Investors should buy rupee put options granting the right to sell the currency against the dollar, said Vikas Agarwal, a strategist at the third-biggest U.S. bank. The rupee will fall to a two-year low by Dec. 31 as funds pull money out of emerging markets, he said.

``The odds of further rupee losses are more as fund flows stay weak,'' Mumbai-based Agarwal said in an interview. ``Added losses will stoke expectations of prolonged rupee weakness, and the ensuing adjustment in the currency would be swift, sharp and potentially disruptive.''

JPMorgan recommends buying options as ``insurance'' against such a slump, forecasting the Indian currency will drop to 45 per dollar, its lowest since November 2006, by the end of this year. It traded at 44.89 against the dollar as of 9:58 a.m. in Mumbai. Such a decline would take the year's loss to 12.4 percent, the most since 1991's 29.7 percent, according to data compiled by Bloomberg.

The rupee is the third-worst performer among the 10 most- active Asian currencies this year with a 12.2 percent loss. The currency advanced 12.3 percent in 2007, the biggest gain since at least 1974.

Investors should buy a rupee put and with a so-called strike price of 47, which is 3.8 percent higher than the rupee- dollar contract due by the end of December in the currency forward market. Forwards are agreements to buy and sell assets at current prices for delivery at a specified time and date.

`Rupee Volatility'

``Although this option isn't cheap anymore due to increased rupee volatility, it still protects against outsized losses in the currency,'' Agarwal said.

Implied volatility on one-month dollar-rupee options rose to a one-year high of 11.6 percent yesterday, Bloomberg data show. Traders quote implied volatility, a gauge of expected swings in exchange rates, as part of option prices.

Options are derivative contracts that give the holder the right to buy or sell an asset without the obligation to do so.
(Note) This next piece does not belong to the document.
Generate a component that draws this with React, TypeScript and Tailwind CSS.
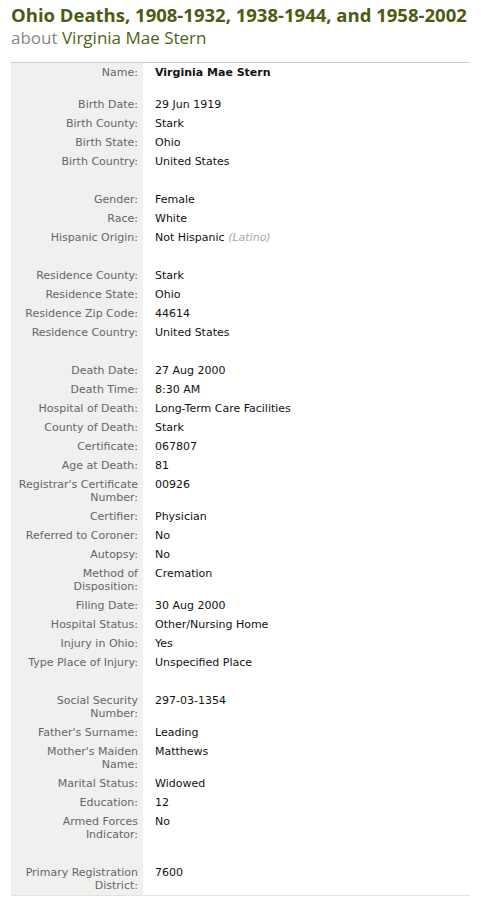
import React from "react";

type Row = [string, string, string?] | null | "s13";

const rows: Row[] = [
  ["Name:", "Virginia Mae Stern"],
  "s13",
  ["Birth Date:", "29 Jun 1919"],
  ["Birth County:", "Stark"],
  ["Birth State:", "Ohio"],
  ["Birth Country:", "United States"],
  null,
  ["Gender:", "Female"],
  ["Race:", "White"],
  ["Hispanic Origin:", "Not Hispanic", "(Latino)"],
  null,
  ["Residence County:", "Stark"],
  ["Residence State:", "Ohio"],
  ["Residence Zip Code:", "44614"],
  ["Residence Country:", "United States"],
  null,
  ["Death Date:", "27 Aug 2000"],
  ["Death Time:", "8:30 AM"],
  ["Hospital of Death:", "Long-Term Care Facilities"],
  ["County of Death:", "Stark"],
  ["Certificate:", "067807"],
  ["Age at Death:", "81"],
  ["Registrar's Certificate Number:", "00926"],
  ["Certifier:", "Physician"],
  ["Referred to Coroner:", "No"],
  ["Autopsy:", "No"],
  ["Method of Disposition:", "Cremation"],
  ["Filing Date:", "30 Aug 2000"],
  ["Hospital Status:", "Other/Nursing Home"],
  ["Injury in Ohio:", "Yes"],
  ["Type Place of Injury:", "Unspecified Place"],
  null,
  ["Social Security Number:", "297-03-1354"],
  ["Father's Surname:", "Leading"],
  ["Mother's Maiden Name:", "Matthews"],
  ["Marital Status:", "Widowed"],
  ["Education:", "12"],
  ["Armed Forces Indicator:", "No"],
  null,
  ["Primary Registration District:", "7600"],
];

export default function App() {
  return (
    <div className="bg-white w-[481px] min-h-[898px] pl-[11px] pt-[3px]" style={{ fontFamily: "'DejaVu Sans', Verdana, sans-serif" }}>
      <h1
        className="text-[18.5px] leading-[24px] font-bold text-[#4b5c12] whitespace-nowrap"
        style={{ fontFamily: "'Open Sans', sans-serif" }}
      >
        Ohio Deaths, 1908-1932, 1938-1944, and 1958-2002
      </h1>
      <div className="text-[17px] leading-[22px] text-[#888888] whitespace-nowrap" style={{ fontFamily: "'Open Sans', sans-serif" }}>
        about <span className="text-[#4b6418]">Virginia Mae Stern</span>
      </div>
      <div className="mt-[13px] w-[459px] border-t border-[#cccccc] border-b border-b-[#e6e4d6]">
        {rows.map((r, i) => {
          if (r === null || r === "s13") {
            const h = r === null ? "h-[19px]" : "h-[13px]";
            return (
              <div key={i} className={`flex ${h}`}>
                <div className="w-[132px] bg-[#f0f0f0]" />
              </div>
            );
          }
          const [label, value, extra] = r;
          return (
            <div key={i} className="flex text-[11px] leading-[13px]">
              <div className="w-[132px] shrink-0 bg-[#f0f0f0] text-right text-[#666666] pr-[5px] py-[3px] pl-[4px]">{label}</div>
              <div className={`pl-[12px] py-[3px] text-[#111111] ${i === 0 ? "font-bold" : ""}`}>
                {value}
                {extra && <span className="italic text-[#aaaaaa]"> {extra}</span>}
              </div>
            </div>
          );
        })}
      </div>
    </div>
  );
}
A strike is the price an option holder may buy or sell a currency. Forward rates adjust for interest-rate differentials between currencies.

The rupee is headed for a third quarterly loss as overseas investors pulled out almost $7.5 billion from local equities this year. India's benchmark share index has lost 27 percent this year, following 2007's 47 percent advance.

``Capital inflows have slowed to a trickle and a sustained near-term rebound looks unlikely owing to a still tentative global backdrop for risk-taking,'' Agarwal said.

Current Account

The rupee will also weaken as the South Asian nation's current-account deficit widens, he said. The deficit, a measure of trade and investment flows, increased to $17.4 billion in the financial year ended March 31 from $9.8 billion in the previous year, central bank data show.

India's central bank may ``check the possibility of runaway rupee weakness'' by intervening in the local currency market to sell dollars, Agarwal said.

Dollar sales by the Reserve Bank of India in June exceeded purchases for the first time in 20 months, a central bank report showed last month. The monetary authority sold $7 billion during the month and bought $1.77 billion, taking net sales to $5.23 billion. The Reserve Bank's foreign-exchange reserves have declined by almost $21 billion from a record high of $316.2 billion reached in May, indicating it sold dollars.

1991 Crisis

India faced a balance of payments crisis in 1991 when the Iraq war sent oil prices higher, inflating the South Asian nation's import bill and depleting its reserves. That forced the country to pledge its gold reserves with the International Monetary Fund to borrow foreign exchange to pay for imports.

A falling rupee will stoke demand for options designed to protect against currency losses, boosting the value of such contracts, Agarwal said.

``That would give an opportunity to unwind the option with a profit before it expires, by selling a similar contract at a higher price,'' he said.